AI Is Coming for Content Creators

This Week In Writing, we look at how AI is changing the content landscape and why that might be a good thing.
AI Is Coming for Content Creators
“a mountain of content” by Justin Cox and Midjourney

Two years ago, I pondered if robots were coming for our jobs. My musing concluded that human writers are irreplaceable. Well, here we are, quickly learning how wrong I was.

In this weekend’s issue of Garbage Day, Ryan Broderick painted a very grim picture:

CNET appointed a “senior vice president of AI content strategy”. And Mathias Döpfner, the CEO of Axel Springer, is mulling over a one-two punch of layoffs and AI replacements for writers. Look, this is happening. It won’t happen to every sector of journalism (right away), but it’s happening. Breaking news, consumer journalism, celebrity news, aggregation, there’s a lot of roles that are going to be augmented or outright replaced with AI. Get yourself in a union and start figuring out how to protect your jobs. The bright side, or at least, the not super depressing side, about this is I think AI writing will probably create a bigger demand for voicier, opinionated, human writing. Maybe? But we’re about to lose A LOT of roles for professional writers.

I’m not sure the future is as bleak as Ryan thinks, but I’ve also been wrong before. The writing world is experiencing significant AIification, and corporations will always look for ways to cut expenses. Why pay a writer $0.01/word (an awful rate in and of itself, but that’s not our topic today) when an AI can churn out SEO clickbait for free and at 100x the speed?

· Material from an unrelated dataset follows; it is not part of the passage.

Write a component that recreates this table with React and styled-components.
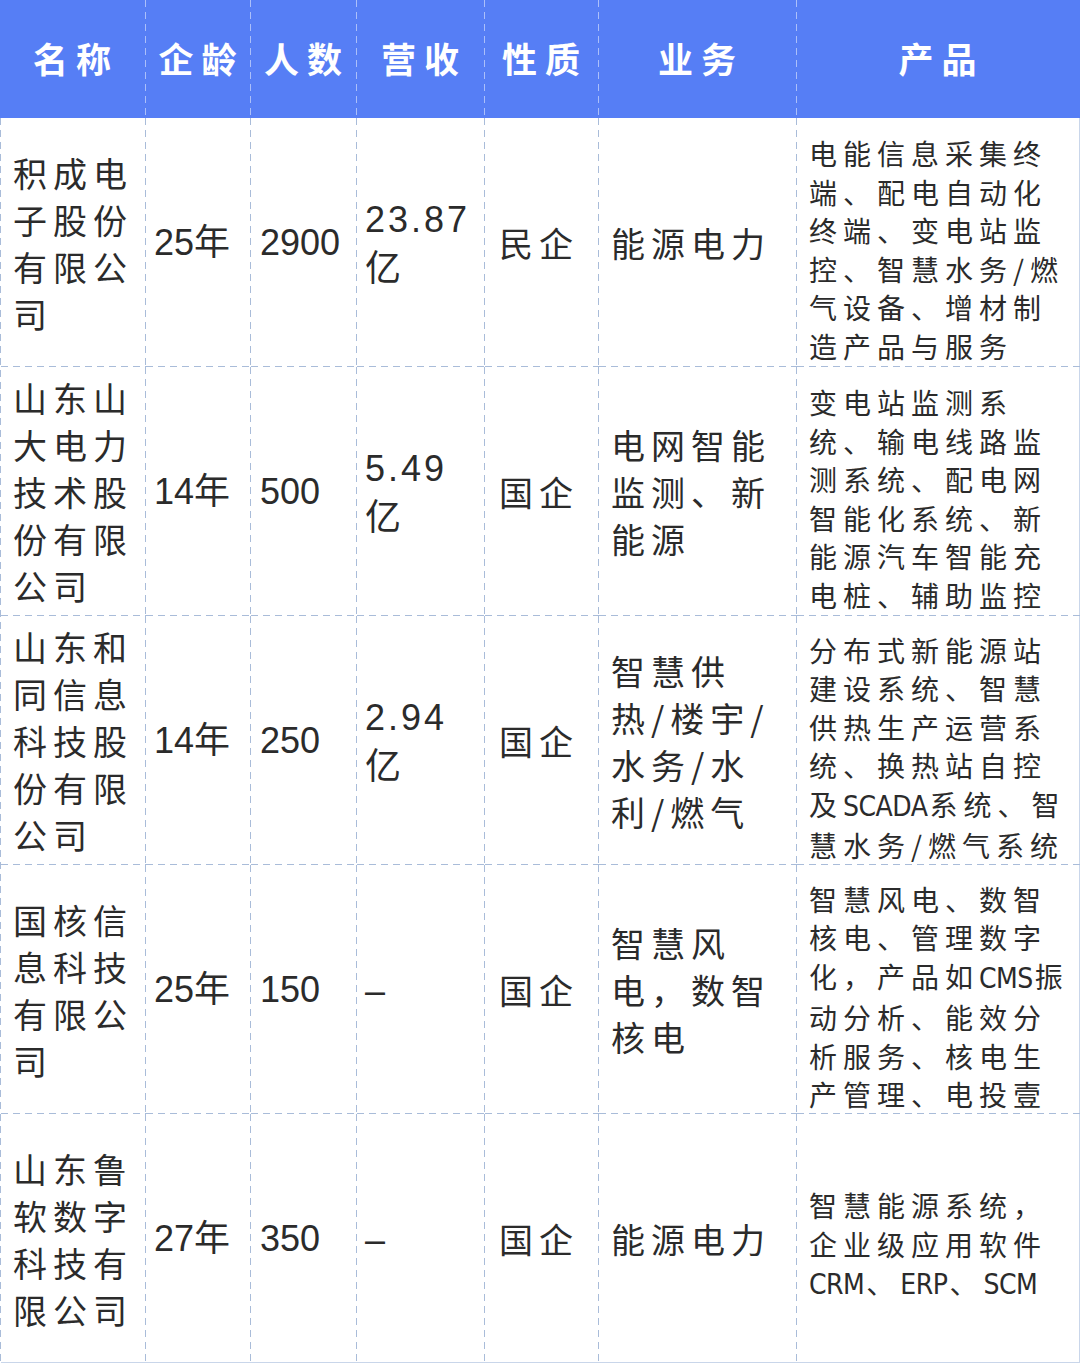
import React from 'react';
import styled, { createGlobalStyle } from 'styled-components';

const GlobalStyle = createGlobalStyle`
  html, body {
    margin: 0;
    padding: 0;
    background: #ffffff;
  }
  body {
    font-family: "Liberation Sans", "Noto Sans CJK SC", sans-serif;
    color: #2b2b2b;
  }
`;

const lineColor = '#a9bcd9';

// dashed rules drawn as gradients so the dashes are longer than the browser default
const vDash = (c) => `linear-gradient(to bottom, ${c} 60%, transparent 60%) right top / 1px 12px repeat-y`;
const hDash = (c) => `linear-gradient(to right, ${c} 60%, transparent 60%) left bottom / 12px 1px repeat-x`;

const Table = styled.div`
  display: grid;
  grid-template-columns: 145px 105px 106px 128px 114px 198px 283px;
  grid-template-rows: 118px repeat(5, 249px);
  width: 1080px;
  box-sizing: border-box;
  padding-left: 1px;
  padding-right: 1px;
  background: linear-gradient(to bottom, ${lineColor} 60%, transparent 60%) left 118px / 1px 12px repeat-y;
  border-right: 1px solid #c9d6ea;
`;

const HeadCell = styled.div`
  background: ${(p) => (p.last ? '#567ef5' : `${vDash('rgba(255, 255, 255, 0.5)')}, #567ef5`)};
  color: #ffffff;
  font-family: "Noto Sans CJK SC", sans-serif;
  font-weight: 700;
  font-size: 35px;
  letter-spacing: 8px;
  display: flex;
  align-items: center;
  justify-content: center;
  padding-left: 6px;
  padding-bottom: 4px;
  box-sizing: border-box;
  margin-left: ${(p) => (p.first ? '-1px' : '0')};
`;

const Cell = styled.div`
  display: flex;
  flex-direction: column;
  justify-content: center;
  box-sizing: border-box;
  padding-left: ${(p) => p.pad || 10}px;
  padding-top: ${(p) => p.top || 0}px;
  background: ${(p) => (p.last ? '' : `${vDash(lineColor)},`)}
    ${(p) => (p.bottom ? `linear-gradient(#c9d6ea, #c9d6ea) left bottom / 100% 1px no-repeat` : hDash(lineColor))};
  font-family: "Noto Sans CJK SC", sans-serif;
  font-size: ${(p) => p.size || 34}px;
  line-height: ${(p) => p.lh || 47}px;
  letter-spacing: ${(p) => (p.spacing === undefined ? 6 : p.spacing)}px;
  white-space: nowrap;
  min-width: 0;
`;

const NumText = styled.span`
  font-family: "Liberation Sans", "Noto Sans CJK SC", sans-serif;
  font-size: 36px;
  letter-spacing: ${(p) => p.spacing || 0}px;
`;

const Latin = styled.span`
  font-family: "Liberation Sans Narrow", "DejaVu Sans Condensed", "Liberation Sans", sans-serif;
  letter-spacing: -0.5px;
  margin-right: 2px;
`;

const Line = styled.div``;

const headers = ['名称', '企龄', '人数', '营收', '性质', '业务', '产品'];

const rows = [
  {
    name: ['积成电', '子股份', '有限公', '司'],
    age: '25年',
    staff: '2900',
    revenue: ['23.87', '亿'],
    type: '民企',
    business: ['能源电力'],
    products: ['电能信息采集终', '端、配电自动化', '终端、变电站监', '控、智慧水务/燃', '气设备、增材制', '造产品与服务'],
  },
  {
    name: ['山东山', '大电力', '技术股', '份有限', '公司'],
    age: '14年',
    staff: '500',
    revenue: ['5.49', '亿'],
    type: '国企',
    business: ['电网智能', '监测、新', '能源'],
    products: ['变电站监测系', '统、输电线路监', '测系统、配电网', '智能化系统、新', '能源汽车智能充', '电桩、辅助监控'],
  },
  {
    name: ['山东和', '同信息', '科技股', '份有限', '公司'],
    age: '14年',
    staff: '250',
    revenue: ['2.94', '亿'],
    type: '国企',
    business: ['智慧供', '热/楼宇/', '水务/水', '利/燃气'],
    products: ['分布式新能源站', '建设系统、智慧', '供热生产运营系', '统、换热站自控', '及SCADA系统、智', '慧水务/燃气系统'],
  },
  {
    name: ['国核信', '息科技', '有限公', '司'],
    age: '25年',
    staff: '150',
    revenue: ['–'],
    type: '国企',
    business: ['智慧风', '电，数智', '核电'],
    products: ['智慧风电、数智', '核电、管理数字', '化，产品如CMS振', '动分析、能效分', '析服务、核电生', '产管理、电投壹'],
  },
  {
    name: ['山东鲁', '软数字', '科技有', '限公司'],
    age: '27年',
    staff: '350',
    revenue: ['–'],
    type: '国企',
    business: ['能源电力'],
    products: ['智慧能源系统，', '企业级应用软件', 'CRM、ERP、SCM'],
  },
];

const renderMixed = (text) =>
  text.split(/([A-Za-z]+)/).map((part, i) =>
    /^[A-Za-z]+$/.test(part) ? <Latin key={i}>{part}</Latin> : part
  );

const App = () => (
  <>
    <GlobalStyle />
    <Table>
      {headers.map((h, i) => (
        <HeadCell key={h} first={i === 0} last={i === headers.length - 1}>
          {h}
        </HeadCell>
      ))}
      {rows.map((r, ri) => {
        const bottom = ri === rows.length - 1;
        return (
          <React.Fragment key={ri}>
            <Cell bottom={bottom} pad={12}>
              {r.name.map((l) => (
                <Line key={l}>{l}</Line>
              ))}
            </Cell>
            <Cell bottom={bottom} pad={8} spacing={0}>
              <NumText>{r.age}</NumText>
            </Cell>
            <Cell bottom={bottom} pad={9} spacing={0}>
              <NumText>{r.staff}</NumText>
            </Cell>
            <Cell bottom={bottom} pad={8} spacing={0}>
              {r.revenue.map((l, i) => (
                <Line key={i}>
                  <NumText spacing={i === 0 ? 3 : 0}>{l}</NumText>
                </Line>
              ))}
            </Cell>
            <Cell bottom={bottom} pad={14}>
              {r.type}
            </Cell>
            <Cell bottom={bottom} pad={12}>
              {r.business.map((l) => (
                <Line key={l}>{l}</Line>
              ))}
            </Cell>
            <Cell bottom={bottom} pad={12} top={14} size={28} lh={38.5} last>
              {r.products.map((l) => (
                <Line key={l}>{renderMixed(l)}</Line>
              ))}
            </Cell>
          </React.Fragment>
        );
      })}
    </Table>
  </>
);

export default App;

Look, like it or not, this will affect paid writers in many industries. Ryan’s right; breaking news, consumer journalism, celebrity news, and other types of contentcreators are likely in for a rude awakening. I understand that is likely many of the people reading this newsletter, and I’m sorry. But let’s look at the good this AI revolution can potentially bring.

All writers are worth way more than $0.01/word. Hell, even beginning writers are likely worth more than $1.00/word. Though, most content farms don’t care. They don’t typically even care about quality. They only care about SEO-driven ad traffic.

I’ve talked a lot lately about the changing writing world. Algorithmic and SEO-driven content has forced many good writers to create meaningless crap. For what?

Look, I don’t disparage you if that’s your route. There was a time when I would have killed to have my name on some of these content sites, regardless of how insulting the pay was. But, I think we’re all going to very quickly see that the whole industry is in for a crash.

As search engines become glorified chatbots that only cite sources, there will be zero need for anyone to click on these content blogs. Why click through the link when the information you seek is right there in the result?

Instead of feeding that empire for someone else’s paycheck, I encourage writers to find their own voice. Stop creating content and start writing. Tell your stories. Lean into your experience.

As Ryan pointed out in the Garbage Day piece, there is likely a wave of demand for authentic, original voices. No matter how good an AI writer is, it can’t replace you. Your experience, your opinions, and your voice is unique.

Look, if you like reporting on celebrities or entertainment, go for it! This isn’t about one type of writing vs. another. Instead, it’s about finding ways to inject yourself into the piece. Create your own voice that differentiates itself from what an AI can generate.

As we’re very quickly learning, companies will figure out how to replace humans with automation. So, make yourself irreplaceable. There will always be a market for unique, well-constructed human writing. It’s time we all put the content days behind us.